TASK — Copy exactly the lines from the one containing "Emit a component" through the one containing "const [on, setOn] = useState(defaultOn);", both included, and leave out any pictures.

DATA EXCERPTS —
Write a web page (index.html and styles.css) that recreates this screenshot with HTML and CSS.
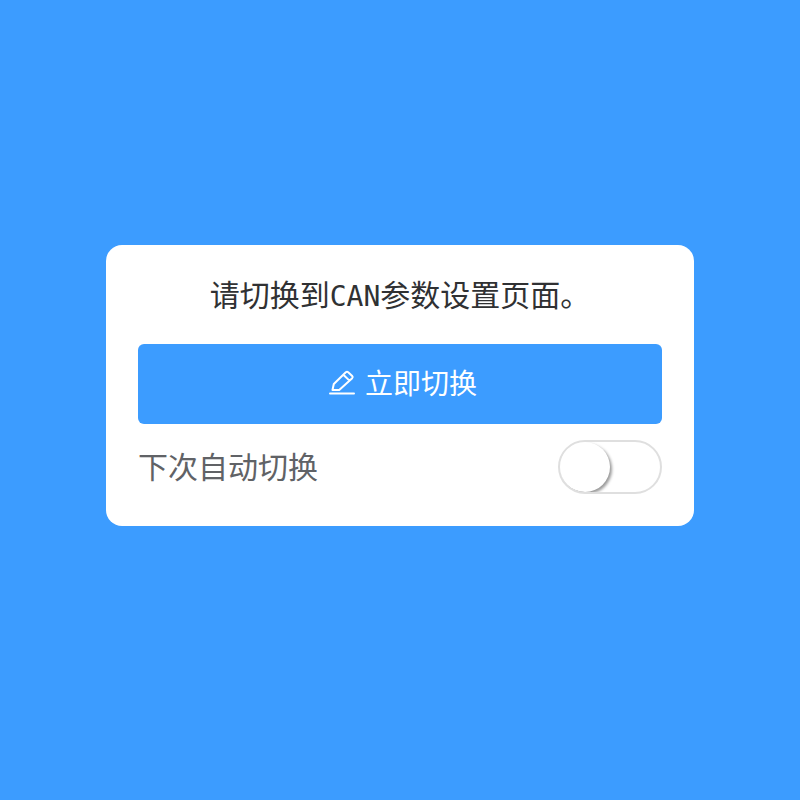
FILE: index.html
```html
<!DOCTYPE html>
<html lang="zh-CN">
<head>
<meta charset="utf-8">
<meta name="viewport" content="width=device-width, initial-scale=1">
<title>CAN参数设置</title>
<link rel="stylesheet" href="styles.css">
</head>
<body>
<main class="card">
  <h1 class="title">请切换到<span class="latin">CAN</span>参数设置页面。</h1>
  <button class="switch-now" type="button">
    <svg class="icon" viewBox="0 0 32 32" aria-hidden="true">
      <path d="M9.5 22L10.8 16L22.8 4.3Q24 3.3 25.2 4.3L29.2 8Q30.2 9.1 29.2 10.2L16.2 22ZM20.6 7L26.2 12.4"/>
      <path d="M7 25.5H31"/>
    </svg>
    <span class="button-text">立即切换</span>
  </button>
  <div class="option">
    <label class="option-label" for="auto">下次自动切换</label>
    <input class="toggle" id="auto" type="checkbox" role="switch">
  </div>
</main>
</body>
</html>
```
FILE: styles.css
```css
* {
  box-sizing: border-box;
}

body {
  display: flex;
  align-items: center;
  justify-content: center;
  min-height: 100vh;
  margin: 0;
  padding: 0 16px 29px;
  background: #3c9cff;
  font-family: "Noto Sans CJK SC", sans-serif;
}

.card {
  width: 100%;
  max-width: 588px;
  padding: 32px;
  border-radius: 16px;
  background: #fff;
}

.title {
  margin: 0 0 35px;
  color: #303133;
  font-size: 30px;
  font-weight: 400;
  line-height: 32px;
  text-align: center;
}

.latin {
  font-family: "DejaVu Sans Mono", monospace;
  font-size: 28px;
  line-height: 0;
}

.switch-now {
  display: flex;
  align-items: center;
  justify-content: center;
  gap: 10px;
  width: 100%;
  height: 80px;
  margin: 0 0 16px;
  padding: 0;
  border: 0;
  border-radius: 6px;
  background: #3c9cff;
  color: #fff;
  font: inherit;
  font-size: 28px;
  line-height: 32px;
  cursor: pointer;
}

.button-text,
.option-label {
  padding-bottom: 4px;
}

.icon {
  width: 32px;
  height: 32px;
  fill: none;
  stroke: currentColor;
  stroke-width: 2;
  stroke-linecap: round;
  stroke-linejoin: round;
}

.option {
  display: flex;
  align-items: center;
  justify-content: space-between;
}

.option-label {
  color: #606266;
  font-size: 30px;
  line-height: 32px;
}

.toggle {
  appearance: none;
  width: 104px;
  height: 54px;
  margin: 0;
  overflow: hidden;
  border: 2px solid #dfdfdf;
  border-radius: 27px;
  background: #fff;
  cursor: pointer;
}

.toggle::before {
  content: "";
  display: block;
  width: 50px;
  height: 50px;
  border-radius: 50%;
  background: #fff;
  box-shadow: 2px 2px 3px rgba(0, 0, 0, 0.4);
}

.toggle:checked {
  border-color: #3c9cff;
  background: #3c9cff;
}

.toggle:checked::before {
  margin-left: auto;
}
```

--

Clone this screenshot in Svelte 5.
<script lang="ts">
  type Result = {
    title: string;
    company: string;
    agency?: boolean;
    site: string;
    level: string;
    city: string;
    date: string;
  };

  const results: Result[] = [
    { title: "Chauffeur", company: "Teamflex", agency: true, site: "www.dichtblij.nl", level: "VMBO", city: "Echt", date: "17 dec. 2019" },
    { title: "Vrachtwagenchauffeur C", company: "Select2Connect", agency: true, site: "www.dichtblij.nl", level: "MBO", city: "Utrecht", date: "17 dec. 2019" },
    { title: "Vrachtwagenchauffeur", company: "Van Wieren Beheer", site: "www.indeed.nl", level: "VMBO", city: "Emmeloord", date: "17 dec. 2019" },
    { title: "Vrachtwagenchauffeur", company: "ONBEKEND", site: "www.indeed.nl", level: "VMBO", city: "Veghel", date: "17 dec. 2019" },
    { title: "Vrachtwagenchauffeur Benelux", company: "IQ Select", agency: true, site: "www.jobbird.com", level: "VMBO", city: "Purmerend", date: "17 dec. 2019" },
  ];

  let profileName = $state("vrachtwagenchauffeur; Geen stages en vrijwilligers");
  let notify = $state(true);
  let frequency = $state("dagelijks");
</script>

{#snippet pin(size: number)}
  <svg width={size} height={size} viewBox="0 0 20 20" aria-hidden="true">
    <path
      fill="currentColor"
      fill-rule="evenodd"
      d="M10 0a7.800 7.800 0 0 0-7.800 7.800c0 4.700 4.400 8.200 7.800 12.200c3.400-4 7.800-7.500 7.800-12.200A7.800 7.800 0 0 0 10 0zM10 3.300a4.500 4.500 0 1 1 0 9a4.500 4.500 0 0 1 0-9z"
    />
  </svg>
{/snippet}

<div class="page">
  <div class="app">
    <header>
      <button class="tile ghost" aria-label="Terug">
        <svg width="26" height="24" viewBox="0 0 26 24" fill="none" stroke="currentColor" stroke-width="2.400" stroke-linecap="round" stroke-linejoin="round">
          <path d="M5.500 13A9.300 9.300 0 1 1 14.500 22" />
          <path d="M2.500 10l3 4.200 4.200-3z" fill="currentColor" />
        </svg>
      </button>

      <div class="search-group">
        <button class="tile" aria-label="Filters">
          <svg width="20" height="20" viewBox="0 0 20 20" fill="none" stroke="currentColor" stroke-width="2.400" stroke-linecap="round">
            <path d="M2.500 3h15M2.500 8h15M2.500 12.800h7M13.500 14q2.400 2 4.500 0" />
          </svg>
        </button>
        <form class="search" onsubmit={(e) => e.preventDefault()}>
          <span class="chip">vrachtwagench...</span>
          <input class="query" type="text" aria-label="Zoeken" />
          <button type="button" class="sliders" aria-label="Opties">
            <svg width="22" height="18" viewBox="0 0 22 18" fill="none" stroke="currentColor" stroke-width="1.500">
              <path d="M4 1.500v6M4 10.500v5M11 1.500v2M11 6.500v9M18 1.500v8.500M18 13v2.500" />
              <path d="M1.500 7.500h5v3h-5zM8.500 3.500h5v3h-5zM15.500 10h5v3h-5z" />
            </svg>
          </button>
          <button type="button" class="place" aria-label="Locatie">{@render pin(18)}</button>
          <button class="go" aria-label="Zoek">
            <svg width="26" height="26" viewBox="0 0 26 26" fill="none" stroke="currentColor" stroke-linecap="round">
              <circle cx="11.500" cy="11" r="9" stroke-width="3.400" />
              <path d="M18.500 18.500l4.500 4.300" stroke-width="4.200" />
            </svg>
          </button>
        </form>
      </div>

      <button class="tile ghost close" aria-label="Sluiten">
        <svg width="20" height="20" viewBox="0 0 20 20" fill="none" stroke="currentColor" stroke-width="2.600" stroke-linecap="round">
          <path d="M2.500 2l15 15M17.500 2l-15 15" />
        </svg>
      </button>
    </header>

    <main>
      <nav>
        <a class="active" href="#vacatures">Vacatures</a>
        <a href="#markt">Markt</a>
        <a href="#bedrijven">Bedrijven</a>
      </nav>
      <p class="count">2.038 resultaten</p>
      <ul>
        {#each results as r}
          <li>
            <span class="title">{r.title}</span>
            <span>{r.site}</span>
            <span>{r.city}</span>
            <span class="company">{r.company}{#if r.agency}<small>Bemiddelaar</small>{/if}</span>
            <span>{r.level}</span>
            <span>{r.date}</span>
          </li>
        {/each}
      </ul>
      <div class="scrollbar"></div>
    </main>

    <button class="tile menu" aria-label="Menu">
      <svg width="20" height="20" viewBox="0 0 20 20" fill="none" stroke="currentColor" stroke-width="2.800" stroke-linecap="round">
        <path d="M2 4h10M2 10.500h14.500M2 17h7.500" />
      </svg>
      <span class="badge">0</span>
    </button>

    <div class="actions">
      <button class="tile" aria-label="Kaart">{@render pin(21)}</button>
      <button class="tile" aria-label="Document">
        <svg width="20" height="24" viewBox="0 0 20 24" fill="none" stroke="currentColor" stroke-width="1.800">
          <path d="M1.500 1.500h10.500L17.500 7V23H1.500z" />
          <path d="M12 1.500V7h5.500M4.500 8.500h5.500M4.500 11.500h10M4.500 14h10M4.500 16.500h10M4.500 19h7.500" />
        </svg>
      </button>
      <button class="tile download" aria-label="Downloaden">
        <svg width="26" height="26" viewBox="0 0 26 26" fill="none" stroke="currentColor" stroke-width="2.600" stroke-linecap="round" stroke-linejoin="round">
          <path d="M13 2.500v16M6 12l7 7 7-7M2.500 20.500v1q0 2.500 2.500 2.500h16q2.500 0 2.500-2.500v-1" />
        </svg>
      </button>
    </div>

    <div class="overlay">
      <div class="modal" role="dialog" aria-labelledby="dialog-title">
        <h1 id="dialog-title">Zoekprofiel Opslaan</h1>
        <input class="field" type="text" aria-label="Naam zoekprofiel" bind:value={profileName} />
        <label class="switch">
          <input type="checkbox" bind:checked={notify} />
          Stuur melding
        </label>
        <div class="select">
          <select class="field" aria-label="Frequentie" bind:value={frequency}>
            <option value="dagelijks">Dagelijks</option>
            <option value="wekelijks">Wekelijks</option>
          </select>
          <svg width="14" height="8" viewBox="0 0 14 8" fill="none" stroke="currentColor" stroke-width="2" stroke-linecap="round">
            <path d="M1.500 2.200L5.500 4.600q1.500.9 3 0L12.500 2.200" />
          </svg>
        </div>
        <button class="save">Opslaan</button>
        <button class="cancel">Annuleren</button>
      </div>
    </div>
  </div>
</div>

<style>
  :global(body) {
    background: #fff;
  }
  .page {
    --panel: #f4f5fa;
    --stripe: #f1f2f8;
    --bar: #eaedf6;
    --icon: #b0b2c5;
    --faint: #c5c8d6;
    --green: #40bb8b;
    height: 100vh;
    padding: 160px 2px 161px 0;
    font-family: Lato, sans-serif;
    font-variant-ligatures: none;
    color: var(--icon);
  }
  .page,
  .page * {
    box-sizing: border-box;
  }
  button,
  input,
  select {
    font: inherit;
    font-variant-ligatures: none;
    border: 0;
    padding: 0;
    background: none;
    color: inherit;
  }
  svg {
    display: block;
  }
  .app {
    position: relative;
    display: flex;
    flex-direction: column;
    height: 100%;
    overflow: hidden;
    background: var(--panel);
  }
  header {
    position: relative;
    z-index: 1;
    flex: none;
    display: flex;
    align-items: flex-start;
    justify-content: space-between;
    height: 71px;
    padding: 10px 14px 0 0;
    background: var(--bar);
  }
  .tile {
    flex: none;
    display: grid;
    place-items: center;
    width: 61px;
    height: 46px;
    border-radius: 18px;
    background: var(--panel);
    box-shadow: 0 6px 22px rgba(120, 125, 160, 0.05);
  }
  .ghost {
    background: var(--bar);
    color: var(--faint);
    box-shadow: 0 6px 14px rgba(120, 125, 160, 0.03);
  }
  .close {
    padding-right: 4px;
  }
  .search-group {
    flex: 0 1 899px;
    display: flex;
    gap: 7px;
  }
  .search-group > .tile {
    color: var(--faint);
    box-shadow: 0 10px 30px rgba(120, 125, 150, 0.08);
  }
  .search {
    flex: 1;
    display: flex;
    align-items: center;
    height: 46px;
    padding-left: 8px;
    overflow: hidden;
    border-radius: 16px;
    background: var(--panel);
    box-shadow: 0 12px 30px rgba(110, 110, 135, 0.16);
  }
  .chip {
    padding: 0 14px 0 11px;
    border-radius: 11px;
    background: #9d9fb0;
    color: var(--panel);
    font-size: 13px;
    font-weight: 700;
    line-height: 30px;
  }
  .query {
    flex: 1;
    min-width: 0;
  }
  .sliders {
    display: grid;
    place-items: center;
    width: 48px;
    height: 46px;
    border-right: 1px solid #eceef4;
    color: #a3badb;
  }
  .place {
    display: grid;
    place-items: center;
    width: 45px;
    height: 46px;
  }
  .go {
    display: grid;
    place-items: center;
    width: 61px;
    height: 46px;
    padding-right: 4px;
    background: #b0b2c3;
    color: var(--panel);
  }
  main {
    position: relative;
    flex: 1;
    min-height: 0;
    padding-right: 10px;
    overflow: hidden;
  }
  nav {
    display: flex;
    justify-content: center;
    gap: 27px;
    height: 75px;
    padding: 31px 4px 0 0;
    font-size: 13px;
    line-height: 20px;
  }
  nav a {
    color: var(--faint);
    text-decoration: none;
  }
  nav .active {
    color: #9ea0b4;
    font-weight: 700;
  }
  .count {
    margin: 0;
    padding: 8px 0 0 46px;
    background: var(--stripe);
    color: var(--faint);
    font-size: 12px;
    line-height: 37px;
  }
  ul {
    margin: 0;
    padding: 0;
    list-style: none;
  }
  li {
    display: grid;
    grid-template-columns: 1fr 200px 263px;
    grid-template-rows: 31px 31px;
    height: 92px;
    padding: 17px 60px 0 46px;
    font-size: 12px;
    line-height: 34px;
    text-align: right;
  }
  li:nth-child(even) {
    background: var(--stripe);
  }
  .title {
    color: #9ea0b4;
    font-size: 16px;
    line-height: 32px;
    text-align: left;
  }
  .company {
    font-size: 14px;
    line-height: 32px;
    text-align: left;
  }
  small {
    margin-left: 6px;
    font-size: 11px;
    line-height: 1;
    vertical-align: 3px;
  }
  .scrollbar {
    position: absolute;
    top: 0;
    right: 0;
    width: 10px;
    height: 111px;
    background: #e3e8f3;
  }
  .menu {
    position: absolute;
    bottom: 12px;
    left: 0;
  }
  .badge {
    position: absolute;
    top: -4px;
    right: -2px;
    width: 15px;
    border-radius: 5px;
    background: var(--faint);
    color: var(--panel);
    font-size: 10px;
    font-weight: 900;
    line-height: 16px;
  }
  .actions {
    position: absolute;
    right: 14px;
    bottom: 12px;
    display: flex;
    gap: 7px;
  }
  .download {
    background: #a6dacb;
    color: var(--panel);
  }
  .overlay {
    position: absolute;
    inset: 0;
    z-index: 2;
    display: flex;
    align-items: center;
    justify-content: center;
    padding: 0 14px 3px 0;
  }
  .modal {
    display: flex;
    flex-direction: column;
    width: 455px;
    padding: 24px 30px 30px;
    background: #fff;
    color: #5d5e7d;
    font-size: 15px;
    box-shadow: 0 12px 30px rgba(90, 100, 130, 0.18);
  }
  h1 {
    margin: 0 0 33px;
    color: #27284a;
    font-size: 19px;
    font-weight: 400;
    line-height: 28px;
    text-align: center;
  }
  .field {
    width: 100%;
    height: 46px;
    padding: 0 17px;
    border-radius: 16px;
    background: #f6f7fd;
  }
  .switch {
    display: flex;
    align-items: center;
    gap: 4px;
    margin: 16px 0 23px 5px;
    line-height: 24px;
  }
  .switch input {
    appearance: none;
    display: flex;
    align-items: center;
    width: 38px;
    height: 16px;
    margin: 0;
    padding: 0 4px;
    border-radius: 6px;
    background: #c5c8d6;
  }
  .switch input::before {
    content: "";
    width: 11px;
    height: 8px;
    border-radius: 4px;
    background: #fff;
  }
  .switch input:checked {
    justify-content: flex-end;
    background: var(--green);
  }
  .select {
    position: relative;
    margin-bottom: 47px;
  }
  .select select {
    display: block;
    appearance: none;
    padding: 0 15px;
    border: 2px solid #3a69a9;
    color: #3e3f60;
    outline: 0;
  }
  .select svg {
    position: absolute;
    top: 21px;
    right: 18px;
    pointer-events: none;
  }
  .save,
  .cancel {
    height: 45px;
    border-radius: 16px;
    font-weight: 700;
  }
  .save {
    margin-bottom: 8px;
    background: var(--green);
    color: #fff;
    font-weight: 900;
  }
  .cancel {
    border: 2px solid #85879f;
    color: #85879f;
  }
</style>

---

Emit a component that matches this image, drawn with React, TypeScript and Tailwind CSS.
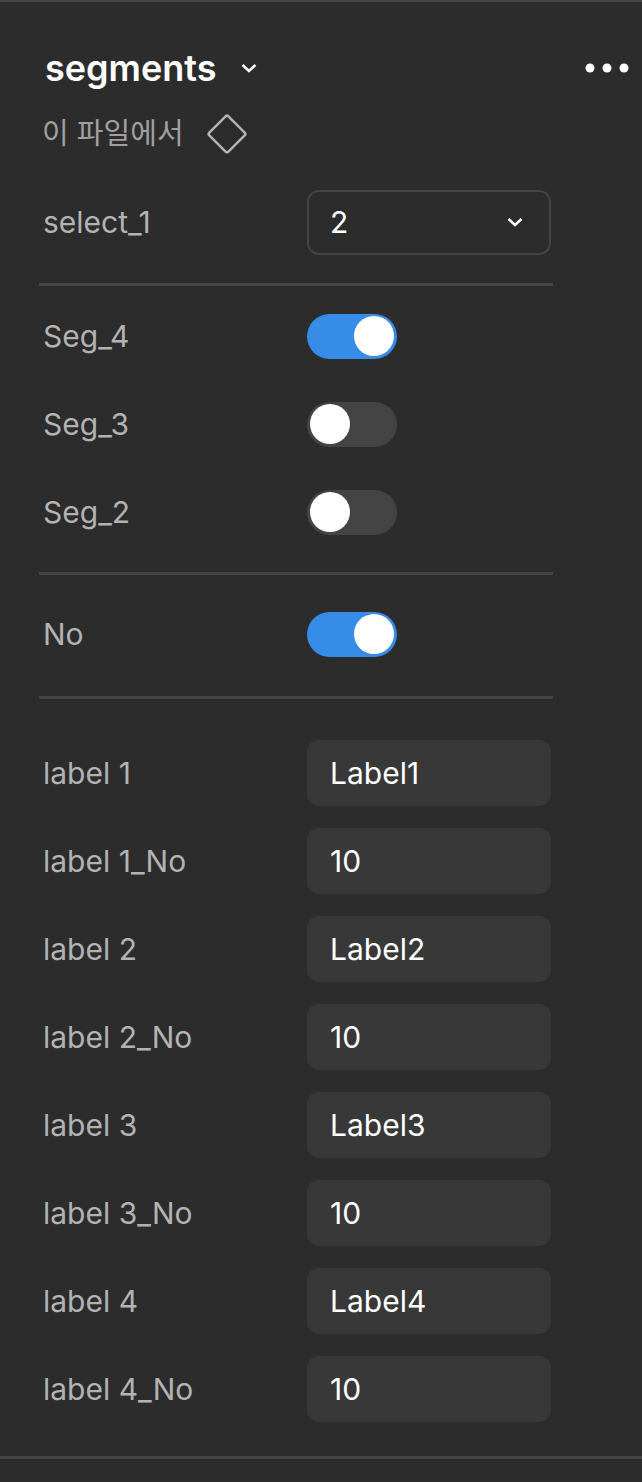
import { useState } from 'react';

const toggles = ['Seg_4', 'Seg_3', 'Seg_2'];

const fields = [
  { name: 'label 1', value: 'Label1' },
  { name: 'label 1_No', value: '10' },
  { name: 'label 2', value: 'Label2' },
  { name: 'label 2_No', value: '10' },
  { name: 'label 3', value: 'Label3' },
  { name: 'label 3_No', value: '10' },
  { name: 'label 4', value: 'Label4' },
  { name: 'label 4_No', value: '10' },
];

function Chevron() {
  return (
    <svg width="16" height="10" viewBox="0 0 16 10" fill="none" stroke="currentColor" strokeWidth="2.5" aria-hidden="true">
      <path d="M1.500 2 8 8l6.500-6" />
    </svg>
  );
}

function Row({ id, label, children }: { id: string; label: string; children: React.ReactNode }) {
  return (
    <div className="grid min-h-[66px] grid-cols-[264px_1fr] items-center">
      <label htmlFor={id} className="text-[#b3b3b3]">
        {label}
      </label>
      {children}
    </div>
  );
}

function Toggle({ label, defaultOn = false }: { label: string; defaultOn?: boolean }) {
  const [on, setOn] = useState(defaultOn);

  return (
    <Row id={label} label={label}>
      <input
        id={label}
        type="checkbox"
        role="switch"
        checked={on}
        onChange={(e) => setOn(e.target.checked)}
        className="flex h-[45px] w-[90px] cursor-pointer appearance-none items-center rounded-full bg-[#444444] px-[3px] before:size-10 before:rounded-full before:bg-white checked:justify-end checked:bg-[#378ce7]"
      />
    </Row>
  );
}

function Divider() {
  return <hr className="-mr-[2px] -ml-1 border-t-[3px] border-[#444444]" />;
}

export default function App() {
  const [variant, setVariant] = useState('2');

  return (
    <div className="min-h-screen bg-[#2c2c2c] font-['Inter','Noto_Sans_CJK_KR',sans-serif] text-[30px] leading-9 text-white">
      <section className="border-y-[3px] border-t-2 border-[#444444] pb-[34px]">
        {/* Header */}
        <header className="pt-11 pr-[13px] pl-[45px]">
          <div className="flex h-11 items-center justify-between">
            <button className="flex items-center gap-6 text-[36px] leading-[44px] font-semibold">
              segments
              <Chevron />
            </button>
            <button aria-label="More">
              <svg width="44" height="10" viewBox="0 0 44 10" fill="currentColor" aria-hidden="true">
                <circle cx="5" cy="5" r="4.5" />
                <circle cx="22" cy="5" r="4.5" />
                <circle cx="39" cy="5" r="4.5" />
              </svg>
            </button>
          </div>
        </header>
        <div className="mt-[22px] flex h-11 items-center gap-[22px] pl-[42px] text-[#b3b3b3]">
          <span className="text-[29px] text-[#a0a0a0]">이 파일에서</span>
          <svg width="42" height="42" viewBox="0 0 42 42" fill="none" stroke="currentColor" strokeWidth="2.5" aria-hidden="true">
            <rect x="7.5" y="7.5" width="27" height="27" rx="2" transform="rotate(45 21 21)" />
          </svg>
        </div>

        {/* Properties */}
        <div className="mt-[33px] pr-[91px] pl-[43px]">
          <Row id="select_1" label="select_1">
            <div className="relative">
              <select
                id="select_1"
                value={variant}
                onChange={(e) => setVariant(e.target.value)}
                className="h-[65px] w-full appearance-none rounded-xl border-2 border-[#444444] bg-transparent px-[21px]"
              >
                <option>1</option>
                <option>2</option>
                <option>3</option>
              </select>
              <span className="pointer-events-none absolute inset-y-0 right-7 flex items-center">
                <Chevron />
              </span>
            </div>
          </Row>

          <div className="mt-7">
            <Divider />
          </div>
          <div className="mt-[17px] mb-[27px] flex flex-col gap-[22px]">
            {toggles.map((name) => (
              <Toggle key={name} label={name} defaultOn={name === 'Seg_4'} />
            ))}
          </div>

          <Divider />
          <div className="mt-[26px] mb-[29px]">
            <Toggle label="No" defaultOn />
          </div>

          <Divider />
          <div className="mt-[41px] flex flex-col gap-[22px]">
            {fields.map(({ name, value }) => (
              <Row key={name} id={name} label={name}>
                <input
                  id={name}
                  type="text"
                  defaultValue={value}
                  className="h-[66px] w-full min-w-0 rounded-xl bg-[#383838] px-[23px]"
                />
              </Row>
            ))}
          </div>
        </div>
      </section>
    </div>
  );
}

SOLUTION TO THIS PROBLEM —
Emit a component that matches this image, drawn with React, TypeScript and Tailwind CSS.
import { useState } from 'react';

const toggles = ['Seg_4', 'Seg_3', 'Seg_2'];

const fields = [
  { name: 'label 1', value: 'Label1' },
  { name: 'label 1_No', value: '10' },
  { name: 'label 2', value: 'Label2' },
  { name: 'label 2_No', value: '10' },
  { name: 'label 3', value: 'Label3' },
  { name: 'label 3_No', value: '10' },
  { name: 'label 4', value: 'Label4' },
  { name: 'label 4_No', value: '10' },
];

function Chevron() {
  return (
    <svg width="16" height="10" viewBox="0 0 16 10" fill="none" stroke="currentColor" strokeWidth="2.5" aria-hidden="true">
      <path d="M1.500 2 8 8l6.500-6" />
    </svg>
  );
}

function Row({ id, label, children }: { id: string; label: string; children: React.ReactNode }) {
  return (
    <div className="grid min-h-[66px] grid-cols-[264px_1fr] items-center">
      <label htmlFor={id} className="text-[#b3b3b3]">
        {label}
      </label>
      {children}
    </div>
  );
}

function Toggle({ label, defaultOn = false }: { label: string; defaultOn?: boolean }) {
  const [on, setOn] = useState(defaultOn);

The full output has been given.